Israel took a major step toward reforming its fire and rescue services Monday, with a key committee signing off on major changes to expand and upgrade the country’s firefighting capabilities.
The reforms have been a keystone initiative by the government since a massive blaze in late 2010 in the Carmel forest killed 44 people and devastated a wide swath of the Carmel mountain range near Haifa.
The bill, passed by the Knesset’s Interior Committee, will unify the fire and rescue services under a single government authority under the public security ministry and grant the body an additional NIS 1 billion over five years.
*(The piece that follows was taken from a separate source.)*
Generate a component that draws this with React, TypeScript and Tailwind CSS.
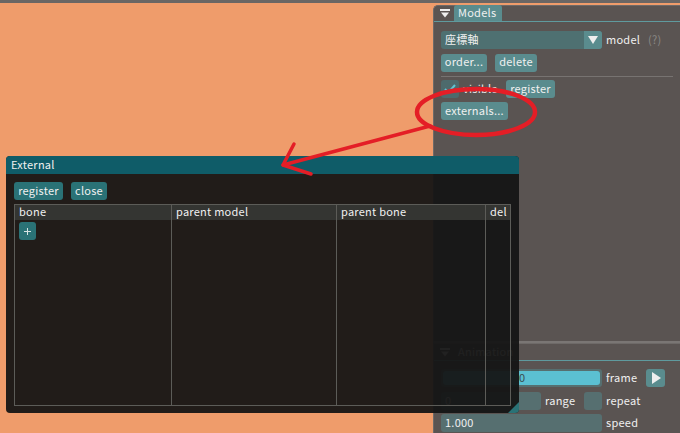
const font = { fontFamily: '"Noto Sans CJK JP", "Noto Sans", sans-serif' };

const Btn = ({ label, className = "" }: { label: string; className?: string }) => (
    <div className={`flex h-[18px] items-center justify-center rounded-[3px] bg-[#5a8c8e] pb-[2px] text-[11px] tracking-[0.25px] text-[#f0f0f0] ${className}`}>
        {label}
    </div>
);

const TealBtn = ({ label, className = "" }: { label: string; className?: string }) => (
    <div className={`flex h-[18px] items-center justify-center rounded-[3px] bg-[#2a7276] pb-[2px] text-[11px] tracking-[0.25px] text-[#f0f0f0] ${className}`}>
        {label}
    </div>
);

const Triangle = ({ className = "" }: { className?: string }) => (
    <svg width="10" height="9" viewBox="0 0 10 9" className={className}>
        <rect x="0" y="0" width="10" height="2" fill="#eeeeee" />
        <path d="M1 3.5H9L5 8.5Z" fill="#eeeeee" />
    </svg>
);

function ModelsPanel() {
    return (
        <div className="absolute left-[433px] top-[5px] h-[336px] w-[247px] rounded-tl-[5px] border-l border-t border-[#6e6a68] bg-[#5a5452] text-[11px] tracking-[0.25px] text-[#f0f0f0]">
            <div className="flex h-[16px] items-end border-b border-[#5f9a9e] pl-[5px]">
                <Triangle className="mb-[3px] ml-[1px]" />
                <div className="ml-[4px] flex h-[16px] w-[48px] items-center rounded-t-[3px] bg-[#5a8c8e] pb-[2px] pl-1">
                    Models
                </div>
            </div>
            <div className="px-[7px] pt-[9px]">
                <div className="flex items-center">
                    <div className="flex h-[18px] w-[161px] items-center overflow-hidden rounded-[3px] bg-[#4e7071]">
                        <span className="flex-1 pb-[2px] pl-1">座標軸</span>
                        <div className="flex h-[18px] w-[18px] items-center justify-center bg-[#5a8c8e]">
                            <svg width="10" height="8" viewBox="0 0 10 8"><path d="M0 0H10L5 8Z" fill="#eeeeee" /></svg>
                        </div>
                    </div>
                    <span className="ml-1 w-[42px] pb-[2px]">model</span>
                    <span className="pb-[2px] text-[#8a8886]">(?)</span>
                </div>
                <div className="mt-1 flex gap-2">
                    <Btn label="order..." className="w-[46px]" />
                    <Btn label="delete" className="w-[42px]" />
                </div>
                <div className="mt-1 h-px w-[232px] bg-[#777371]" />
                <div className="mt-[3px] flex items-center">
                    <div className="flex h-[18px] w-[18px] items-center justify-center rounded-[3px] bg-[#4d6a6c]">
                        <svg width="12" height="10" viewBox="0 0 12 10"><path d="M1 5L4.5 8.5L11 1" stroke="#5fc4d4" strokeWidth="2" fill="none" /></svg>
                    </div>
                    <span className="ml-1 w-[43px] pb-[2px]">visible</span>
                    <Btn label="register" className="w-[49px]" />
                </div>
                <Btn label="externals..." className="mt-1 w-[67px]" />
            </div>
        </div>
    );
}

function AnimationPanel() {
    return (
        <div className="absolute left-[433px] top-[343px] h-[90px] w-[247px] border-l border-t border-[#6e6a68] bg-[#5a5452] text-[11px] tracking-[0.25px] text-[#f0f0f0]">
            <div className="flex h-[17px] items-end border-b border-[#5f9a9e] pl-[5px]">
                <Triangle className="mb-[3px] ml-[1px]" />
                <div className="ml-[4px] flex h-[16px] items-center px-1 pb-[2px]">Animation</div>
            </div>
            <div className="flex flex-col gap-1 px-[7px] pt-[8px]">
                <div className="flex items-center">
                    <div className="relative flex h-[18px] w-[161px] items-center justify-center rounded-[3px] bg-[#566f70] p-0.5">
                        <div className="h-full w-full rounded-[3px] bg-[#5bc0d2]" />
                        <span className="absolute inset-0 pl-[78px] leading-[17px] text-[#3c4d50]">0</span>
                    </div>
                    <span className="ml-1 w-[40px] pb-[2px]">frame</span>
                    <div className="flex h-[18px] w-[19px] items-center justify-center rounded-[3px] bg-[#5a8c8e]">
                        <svg width="10" height="12" viewBox="0 0 10 12"><path d="M1 0L10 6L1 12Z" fill="#eeeeee" /></svg>
                    </div>
                </div>
                <div className="flex items-center">
                    <div className="flex h-[18px] w-[100px] items-center rounded-[3px] bg-[#566f70] pb-[2px] pl-1">
                        0
                    </div>
                    <span className="ml-1 w-[39px] pb-[2px]">range</span>
                    <div className="h-[18px] w-[18px] rounded-[3px] bg-[#566f70]" />
                    <span className="ml-1 pb-[2px]">repeat</span>
                </div>
                <div className="flex items-center">
                    <div className="flex h-[18px] w-[161px] items-center rounded-[3px] bg-[#566f70] pb-[2px] pl-1">
                        1.000
                    </div>
                    <span className="ml-1 pb-[2px]">speed</span>
                </div>
            </div>
        </div>
    );
}

function ExternalWindow() {
    const headCell = "border-r border-[#5c5c58] pl-1 leading-[13px] last:border-r-0";
    return (
        <div className="absolute left-[6px] top-[156px] flex h-[257px] w-[513px] flex-col overflow-hidden rounded-[4px] bg-[#151515]/95 text-[11px] tracking-[0.25px] text-[#f0f0f0]">
            <div className="flex h-[18px] items-center bg-[#0f5c68] pb-[2px] pl-[5px]">External</div>
            <div className="flex gap-2 px-2 pt-2">
                <TealBtn label="register" className="w-[49px]" />
                <TealBtn label="close" className="w-[36px]" />
            </div>
            <div className="mx-2 mt-1 flex h-[202px] w-[497px] flex-col border border-[#5c5c58]">
                <div className="grid h-[15px] grid-cols-[157px_165px_149px_1fr] bg-[#343532]">
                    <div className={headCell}>bone</div>
                    <div className={headCell}>parent model</div>
                    <div className={headCell}>parent bone</div>
                    <div className={headCell}>del</div>
                </div>
                <div className="grid flex-1 grid-cols-[157px_165px_149px_1fr]">
                    <div className="border-r border-[#5c5c58] pl-1 pt-[2px]">
                        <div className="flex h-[18px] w-[17px] items-center justify-center rounded-[3px] bg-[#2a7276]">
                            <svg width="9" height="9" viewBox="0 0 9 9"><path d="M4.5 1V8M1 4.5H8" stroke="#d8e4e4" strokeWidth="1" /></svg>
                        </div>
                    </div>
                    <div className="border-r border-[#5c5c58]" />
                    <div className="border-r border-[#5c5c58]" />
                    <div />
                </div>
            </div>
            <div className="absolute bottom-0 right-0 h-[11px] w-[11px] bg-[#2a7276] [clip-path:polygon(100%_0,100%_100%,0_100%)]" />
        </div>
    );
}

export default function App() {
    return (
        <div className="relative h-[433px] w-[680px] overflow-hidden bg-[#ef9c6b]" style={font}>
            <div className="h-[3px] bg-[#6a6664]" />
            <ModelsPanel />
            <div className="absolute left-[433px] top-[341px] h-[2px] w-[247px] bg-[#7a7674]" />
            <AnimationPanel />
            <ExternalWindow />
            {/* red marker drawn on the screenshot */}
            <svg className="absolute left-0 top-0" width="680" height="433" viewBox="0 0 680 433" fill="none" stroke="#e41e26" strokeLinecap="round" strokeLinejoin="round">
                <ellipse cx="476" cy="112" rx="59" ry="23" strokeWidth="4.5" />
                <path d="M430 126L283 165" strokeWidth="3.5" />
                <path d="M294 144L283 165L311 174" strokeWidth="3.5" />
            </svg>
        </div>
    );
}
The issue of budgeting the changes had been a major bottleneck in passing the reforms, as Finance Ministry officials balked at being able to find the extra money.
Prime Minister Benjamin Netanyahu, Public Security Minister Yitzhak Aharonovitch, Finance Minister Yuval Steinitz and Interior Committee chairman MK Amnon Cohen (Shas) signed the multi-year firefighting system reform.
Under the agreement, firefighters will become civil servants and a thousand more firefighters will be recruited. The Public Security Ministry said the agreement will allow the purchase of better equipment and vehicles.
“We are at a historic juncture and in a completely different place from where we were 18 months ago,” said Aharonovitch. “There’s a huge upheaval. We saw the results yesterday, when the firefighting airplanes made the dramatic change (in fighting a blaze outside Jerusalem), as well as in the previous thousands of missions.”